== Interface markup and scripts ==
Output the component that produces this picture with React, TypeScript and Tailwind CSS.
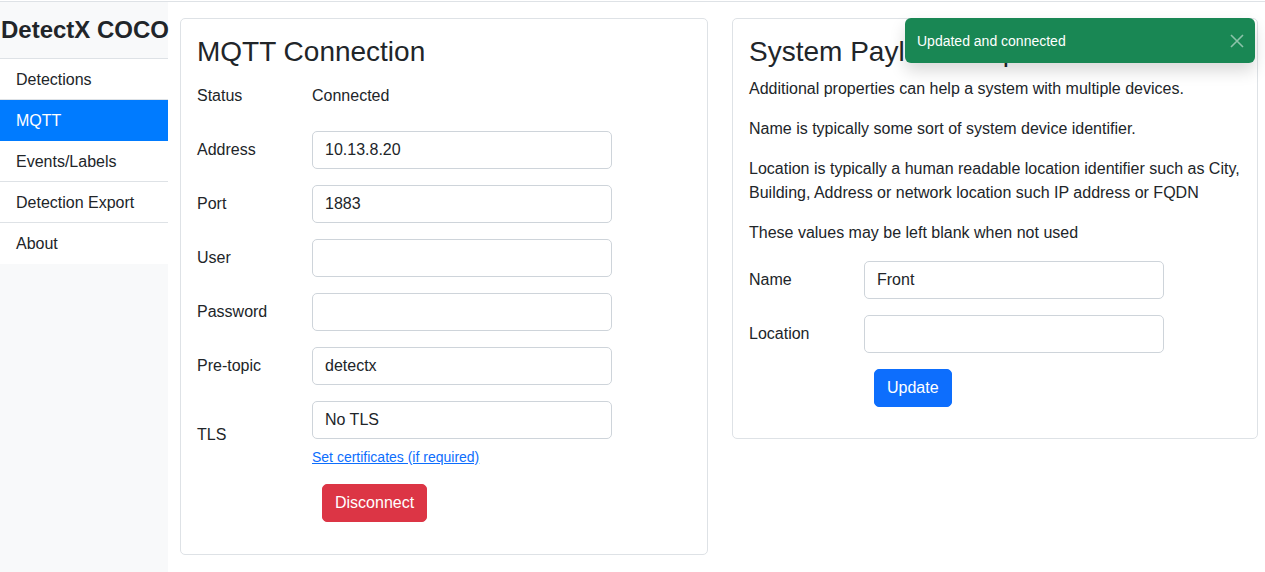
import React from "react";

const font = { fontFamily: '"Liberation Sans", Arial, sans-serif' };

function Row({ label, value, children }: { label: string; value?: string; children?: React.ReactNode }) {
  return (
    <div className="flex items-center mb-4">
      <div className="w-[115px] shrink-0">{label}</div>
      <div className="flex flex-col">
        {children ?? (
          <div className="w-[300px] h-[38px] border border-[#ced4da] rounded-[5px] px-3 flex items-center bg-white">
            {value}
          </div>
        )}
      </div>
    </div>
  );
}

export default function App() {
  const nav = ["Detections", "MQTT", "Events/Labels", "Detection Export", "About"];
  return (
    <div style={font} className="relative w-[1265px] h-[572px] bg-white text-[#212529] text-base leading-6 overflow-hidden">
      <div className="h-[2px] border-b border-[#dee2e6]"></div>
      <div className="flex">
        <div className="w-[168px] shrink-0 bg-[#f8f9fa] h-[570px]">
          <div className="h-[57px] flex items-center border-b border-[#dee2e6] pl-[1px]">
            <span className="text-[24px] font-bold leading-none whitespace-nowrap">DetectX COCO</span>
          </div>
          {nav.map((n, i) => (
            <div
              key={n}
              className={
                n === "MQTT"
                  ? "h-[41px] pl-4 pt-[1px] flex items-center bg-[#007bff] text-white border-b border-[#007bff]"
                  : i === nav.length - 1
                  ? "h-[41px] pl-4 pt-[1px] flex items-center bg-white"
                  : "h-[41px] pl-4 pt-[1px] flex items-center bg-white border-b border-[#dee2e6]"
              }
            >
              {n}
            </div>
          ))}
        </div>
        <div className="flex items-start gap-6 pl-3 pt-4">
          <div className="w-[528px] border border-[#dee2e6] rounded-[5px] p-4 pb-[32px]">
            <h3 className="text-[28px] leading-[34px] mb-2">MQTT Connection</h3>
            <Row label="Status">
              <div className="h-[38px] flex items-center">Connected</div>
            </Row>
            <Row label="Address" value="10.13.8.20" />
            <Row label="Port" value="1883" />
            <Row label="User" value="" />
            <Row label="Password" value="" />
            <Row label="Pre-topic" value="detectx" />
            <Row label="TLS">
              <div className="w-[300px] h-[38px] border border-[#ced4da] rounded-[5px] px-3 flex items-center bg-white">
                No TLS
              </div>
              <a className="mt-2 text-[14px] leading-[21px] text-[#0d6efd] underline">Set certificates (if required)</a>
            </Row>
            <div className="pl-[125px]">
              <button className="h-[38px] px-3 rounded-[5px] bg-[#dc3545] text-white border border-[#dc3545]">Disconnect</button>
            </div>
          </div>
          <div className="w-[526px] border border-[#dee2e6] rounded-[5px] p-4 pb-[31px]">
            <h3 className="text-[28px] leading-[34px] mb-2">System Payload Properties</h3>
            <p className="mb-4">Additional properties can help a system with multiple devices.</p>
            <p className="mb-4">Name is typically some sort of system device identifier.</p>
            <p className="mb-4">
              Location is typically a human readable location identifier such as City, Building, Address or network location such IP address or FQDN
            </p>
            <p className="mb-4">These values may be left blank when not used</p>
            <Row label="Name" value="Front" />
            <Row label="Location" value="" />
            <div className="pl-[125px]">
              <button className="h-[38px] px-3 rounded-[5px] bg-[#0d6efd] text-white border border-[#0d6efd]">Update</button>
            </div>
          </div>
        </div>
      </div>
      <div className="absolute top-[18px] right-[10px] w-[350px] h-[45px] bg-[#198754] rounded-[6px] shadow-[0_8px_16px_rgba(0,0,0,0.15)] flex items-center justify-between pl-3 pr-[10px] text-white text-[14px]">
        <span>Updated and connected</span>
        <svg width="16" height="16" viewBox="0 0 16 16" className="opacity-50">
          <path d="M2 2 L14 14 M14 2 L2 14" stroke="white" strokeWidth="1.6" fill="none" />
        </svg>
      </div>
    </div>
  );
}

* * *

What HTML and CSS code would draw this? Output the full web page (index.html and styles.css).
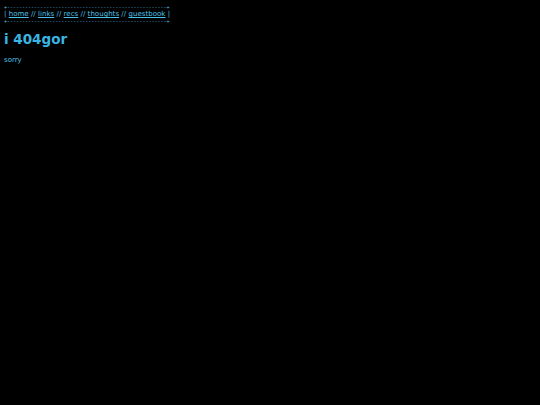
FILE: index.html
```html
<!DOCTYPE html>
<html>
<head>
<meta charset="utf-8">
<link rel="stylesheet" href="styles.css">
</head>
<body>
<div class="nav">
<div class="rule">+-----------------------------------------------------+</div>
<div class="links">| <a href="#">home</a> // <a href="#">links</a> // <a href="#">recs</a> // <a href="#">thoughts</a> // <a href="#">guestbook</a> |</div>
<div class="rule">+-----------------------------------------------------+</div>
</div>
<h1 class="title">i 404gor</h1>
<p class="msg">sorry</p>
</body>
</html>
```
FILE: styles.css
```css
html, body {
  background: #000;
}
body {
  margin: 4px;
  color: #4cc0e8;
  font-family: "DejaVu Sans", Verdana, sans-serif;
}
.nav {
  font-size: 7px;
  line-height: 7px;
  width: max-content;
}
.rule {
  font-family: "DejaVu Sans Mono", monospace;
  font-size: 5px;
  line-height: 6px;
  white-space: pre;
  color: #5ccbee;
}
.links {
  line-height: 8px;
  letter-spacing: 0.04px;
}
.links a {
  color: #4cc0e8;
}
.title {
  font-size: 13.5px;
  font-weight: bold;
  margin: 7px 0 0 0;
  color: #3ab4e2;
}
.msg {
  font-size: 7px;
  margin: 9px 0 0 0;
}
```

== Task prompt ==
In the entries above, find lines with "styles" and copy each.

== Solved exercise ==
What HTML and CSS code would draw this? Output the full web page (index.html and styles.css).
<link rel="stylesheet" href="styles.css">
FILE: styles.css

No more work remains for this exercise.